20世紀第4半世紀における金融技術
出典: フリー百科事典『ウィキペディア(Wikipedia)』 (2021/03/02 13:59 UTC 版)
「ストラクチャード・ファイナンス」の記事における「20世紀第4半世紀における金融技術」の解説
金融商品や金融にかかるスキームを仕組む技術として、金融技術というものが明確に認識されるようになった。性格上分類するとリーガル・エンジニアリング、フィナンシャル・エンジニアリング、クレジット・エンジニアリングに大きく分けることができる。 リーガル・エンジニアリング リーガル・エンジニアリングは、「技術」ということばの金属的な響きとは裏腹に、主として法律や会計・税務といった制度をうまく金融スキームに活用する技術を主たる要素としている。リスクを回避するための財務制限条項の工夫や制度金融の有効活用、税メリット等、さまざまな大技、小技を駆使して全体のスキームを作り上げる技術をいう。金融スキームである以上、キャッシュフローモデルをスプレッド・シートを用いて構築するというような作業が必要になる。高度な数学の知識が要求されるようなものではなく、むしろ、背後にあるさまざまな約定や税務等を踏まえて、すべての要素を過不足なくモデルに組み込むという実務面での知識・経験や技量が必要なものだということがいえる。 フィナンシャル・エンジニアリング もともと金融工学は、生命保険を中心とした保険数理の世界には古くから存在していたが、このような技術が実務的に銀行や証券の世界に持ち込まれたのは、オプション理論が普及した1980年後半からではないかと思われる。この技術を支える根幹の部分は、高度な確率論・統計学であり、これに現実の市場の動きを結びつける様々な数学的・技術的工夫が組み合わさって金融におけるエンジニアリング、すなわちフィナンシャル・エンジニアリングを形作っている。
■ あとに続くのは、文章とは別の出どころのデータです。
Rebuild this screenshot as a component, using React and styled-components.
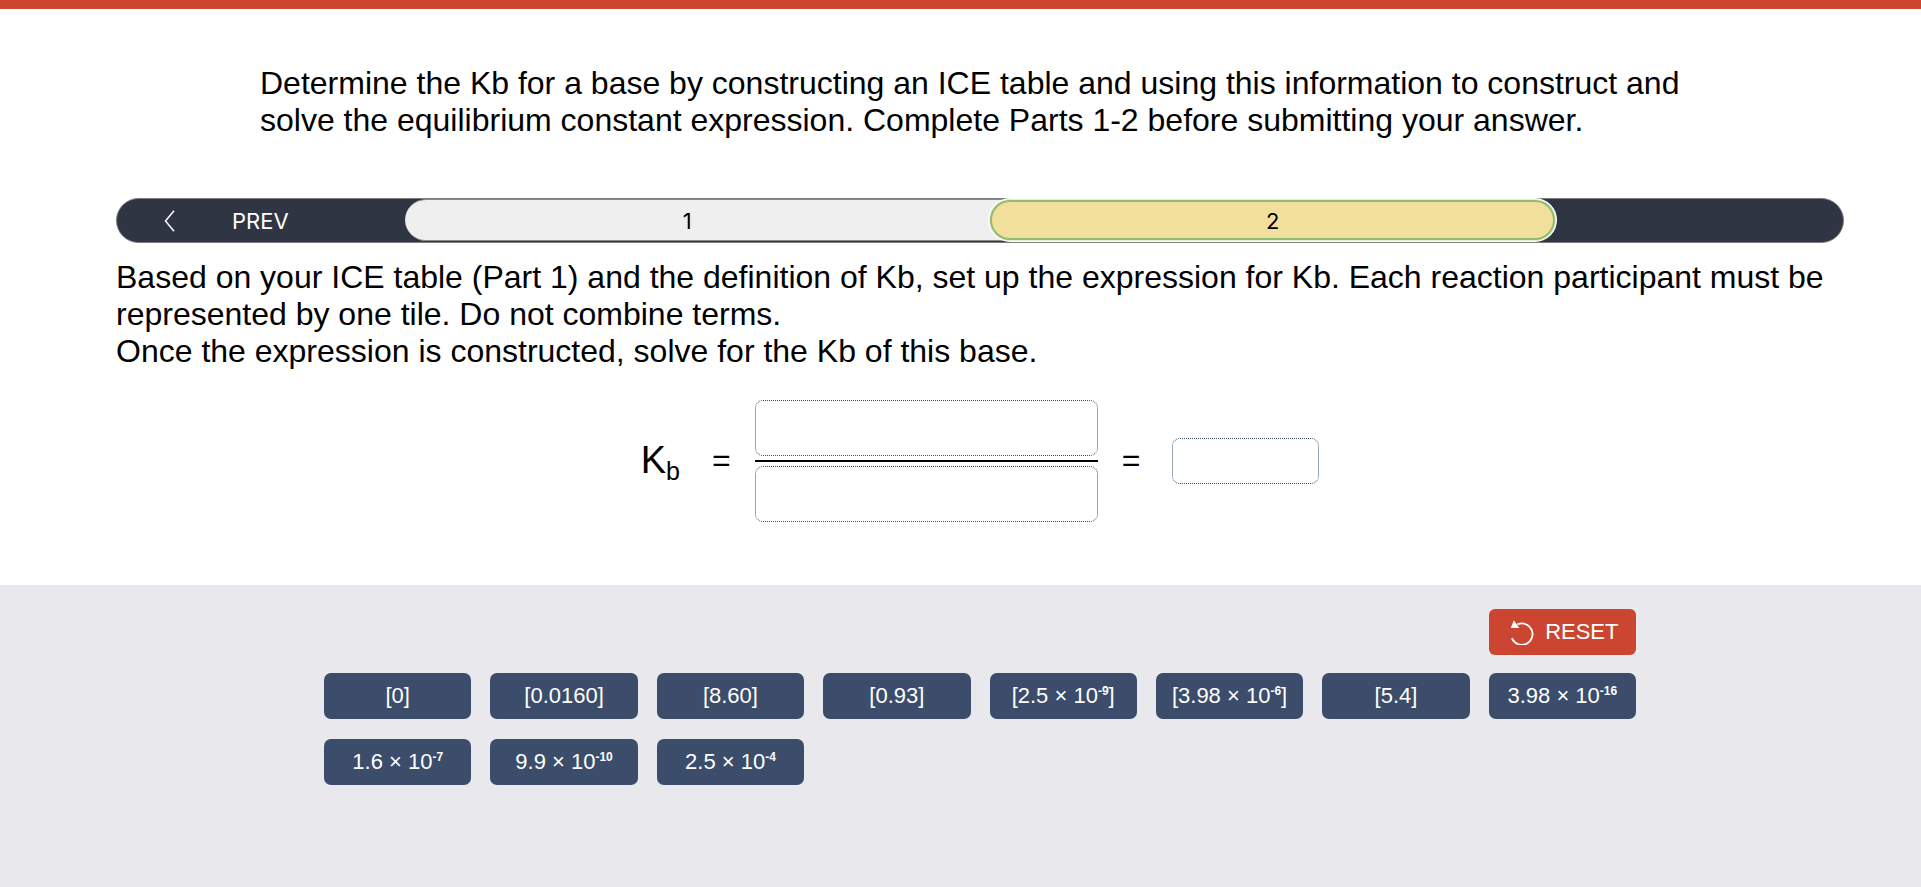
import React from "react";
import styled, { createGlobalStyle } from "styled-components";

const GlobalStyle = createGlobalStyle`
  *, *::before, *::after { box-sizing: border-box; }
  body {
    margin: 0;
    background: #ffffff;
    color: #000000;
    font-family: "Liberation Sans", Arial, sans-serif;
  }
  button {
    margin: 0;
    padding: 0;
    border: 0;
    font: inherit;
    color: inherit;
    cursor: pointer;
  }
`;

const Page = styled.div`
  display: flex;
  flex-direction: column;
  min-height: 100vh;
  border-top: 9px solid #cc4530;
`;

const Main = styled.main`
  padding: 56px 77px 63px 116px;
  font-size: 32px;
  line-height: 37px;
`;

const Intro = styled.p`
  margin: 0 144px 59px;
`;

const Instructions = styled.p`
  margin: 0 0 30px;
`;

const StepBar = styled.nav`
  display: grid;
  grid-template-columns: 1fr 4fr 1fr;
  height: 45px;
  margin-bottom: 16px;
  border: 1px solid #7d7d80;
  border-radius: 23px;
  background: #303543;
  font-family: Inter, "Liberation Sans", sans-serif;
  font-size: 22px;
  line-height: 24px;
`;

const PrevButton = styled.button`
  display: flex;
  align-items: center;
  gap: 56px;
  padding-left: 47px;
  background: transparent;
  color: #ffffff;
`;

const Steps = styled.div`
  display: grid;
  grid-template-columns: 1fr 1fr;
  gap: 20px;
  height: 42px;
  border: solid #88888a;
  border-width: 1px 0;
  border-radius: 21px;
  background: #efefef;
`;

const StepButton = styled.button`
  padding-top: 1px;
  border-radius: 20px;
  background: ${(p) => (p.$current ? "#f2df9b" : "transparent")};
  box-shadow: ${(p) =>
    p.$current
      ? "inset 0 0 0 2px #8fbd70, 0 0 0 1px #e0eed9, 0 0 0 2px #ffffff"
      : "none"};
`;

const Equation = styled.div`
  display: flex;
  justify-content: center;
  align-items: center;
`;

const Symbol = styled.span`
  padding-bottom: 2px;
  font-size: 38px;

  sub {
    font-size: 25px;
    line-height: 0;
    vertical-align: -7px;
  }
`;

const Equals = styled.span`
  margin: ${(p) => (p.$before ? "0 24px 0 32px" : "0 32px 0 24px")};
  padding-bottom: 2px;
`;

const Fraction = styled.div`
  display: flex;
  flex-direction: column;
  width: 343px;
`;

const DropZone = styled.button`
  width: ${(p) => (p.$small ? "147px" : "100%")};
  height: ${(p) => (p.$small ? "46px" : "56px")};
  border: 1px dotted #34506b;
  border-radius: 8px;
  background: #ffffff;
`;

const FractionLine = styled.div`
  height: 2px;
  margin: 4px 0;
  background: #000000;
`;

const Tray = styled.section`
  flex: 1;
  padding: 24px 285px 24px 324px;
  background: #e9e8ed;
`;

const TileGrid = styled.div`
  display: grid;
  grid-template-columns: repeat(8, 1fr);
  column-gap: 19px;
  row-gap: 20px;
`;

const ResetRow = styled(TileGrid)`
  margin-bottom: 18px;
`;

const Tile = styled.button`
  height: 46px;
  border-radius: 7px;
  background: #3b4d6b;
  color: #ffffff;
  font-size: 22px;
  white-space: nowrap;

  sup {
    font-size: 12px;
    font-weight: 700;
    line-height: 0;
    vertical-align: 8px;
  }
`;

const ResetButton = styled(Tile)`
  grid-column: 8;
  display: flex;
  justify-content: center;
  align-items: center;
  gap: 9px;
  padding-left: 4px;
  border-radius: 6px;
  background: #cc4530;
`;

const tiles = [
  { base: "[0]" },
  { base: "[0.0160]" },
  { base: "[8.60]" },
  { base: "[0.93]" },
  { base: "[2.5 × 10", exp: "-9", close: "]" },
  { base: "[3.98 × 10", exp: "-6", close: "]" },
  { base: "[5.4]" },
  { base: "3.98 × 10", exp: "-16" },
  { base: "1.6 × 10", exp: "-7" },
  { base: "9.9 × 10", exp: "-10" },
  { base: "2.5 × 10", exp: "-4" },
];

function ChevronIcon() {
  return (
    <svg width="12" height="22" viewBox="0 0 12 22" fill="none" aria-hidden="true">
      <path d="M10 0.7 L1.5 11 L10 21.3" stroke="#ffffff" strokeWidth="1.5" />
    </svg>
  );
}

function ResetIcon() {
  return (
    <svg width="26" height="26" viewBox="0 0 26 26" fill="none" aria-hidden="true">
      <path
        d="M7.5 5.4 A10.7 10.7 0 1 1 1.9 19.2"
        stroke="#ffffff"
        strokeWidth="1.8"
      />
      <path d="M3.8 1.2 L9.4 9 L0.8 9 Z" fill="#ffffff" />
    </svg>
  );
}

export default function App() {
  return (
    <Page>
      <GlobalStyle />
      <Main>
        <Intro>
          Determine the Kb for a base by constructing an ICE table and using this
          information to construct and solve the equilibrium constant expression.
          Complete Parts 1-2 before submitting your answer.
        </Intro>
        <StepBar aria-label="Parts">
          <PrevButton type="button">
            <ChevronIcon />
            PREV
          </PrevButton>
          <Steps>
            <StepButton type="button">1</StepButton>
            <StepButton type="button" $current aria-current="step">
              2
            </StepButton>
          </Steps>
        </StepBar>
        <Instructions>
          Based on your ICE table (Part 1) and the definition of Kb, set up the
          expression for Kb. Each reaction participant must be represented by one
          tile. Do not combine terms.
          <br />
          Once the expression is constructed, solve for the Kb of this base.
        </Instructions>
        <Equation>
          <Symbol>
            K<sub>b</sub>
          </Symbol>
          <Equals $before>=</Equals>
          <Fraction>
            <DropZone type="button" aria-label="Numerator" />
            <FractionLine />
            <DropZone type="button" aria-label="Denominator" />
          </Fraction>
          <Equals>=</Equals>
          <DropZone type="button" $small aria-label="Value of Kb" />
        </Equation>
      </Main>
      <Tray>
        <ResetRow>
          <ResetButton type="button">
            <ResetIcon />
            RESET
          </ResetButton>
        </ResetRow>
        <TileGrid>
          {tiles.map(({ base, exp, close }) => (
            <Tile type="button" key={base}>
              {base}
              {exp && <sup>{exp}</sup>}
              {close}
            </Tile>
          ))}
        </TileGrid>
      </Tray>
    </Page>
  );
}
これによって生み出された具体的な商品の代表が、スワップションに代表されるデリバティブや、このポジションをヘッジするためのダイナミック・ヘッジの理論、さらにこれを金融機関の市場リスクに管理に応用したALM(Asset Liability Management)やVAR(Valu at Risk)に関するモデルだということができる。 クレジット・エンジニアリング クレジット・エンジニアリングはその名の通り信用リスクをコントロールするための技術である。信用リスクという独特のリスクをコントロールするためのに、フィナンシャル・エンジニアリング、リーガル・エンジニアリングが巧妙に組み合わされて独自の領域を形成する信用リスクと金利・為替といった市場リスクとの最大の相違点は、これを客観的に表す指標の存否である。クレジット・エンジニアリングが成立するためには信用リスクの数値化の問題と客観化の問題が解決される必要があった。そしてこれを可能ならしめたものが、ストラクチャード・ファイナンス格付けの発展である。この客観指標を介して信用リスクを操作することが行われるようになり、クレジット・エンジニアリングの現在時点における到達点である。クレジット・エンジニアリングによって、生み出された商品や仕組みとしては、様々な証券化商品、ABCP、DPCのようなストラクチャード・ビークル、保証専業保険会社のようなストラクチャード・カンパニーがあげられる。現在のところ、大半のスキームが信用リスクを記述するツールとして米国の大手格付会社の格付けを使用している点である。この結果、この技術により創造された新たな信用力は、証券市場や、格付けが利用されるその他の市場でのみ有効性をもつようなものにならざるえない。一般的な意味で、信用リスクをコントロールしているわけではないのである。この点については、数値化・客観化の2つの問題を解決する手法がこれ以外に見いだされれば、さらなる展開が期待できる。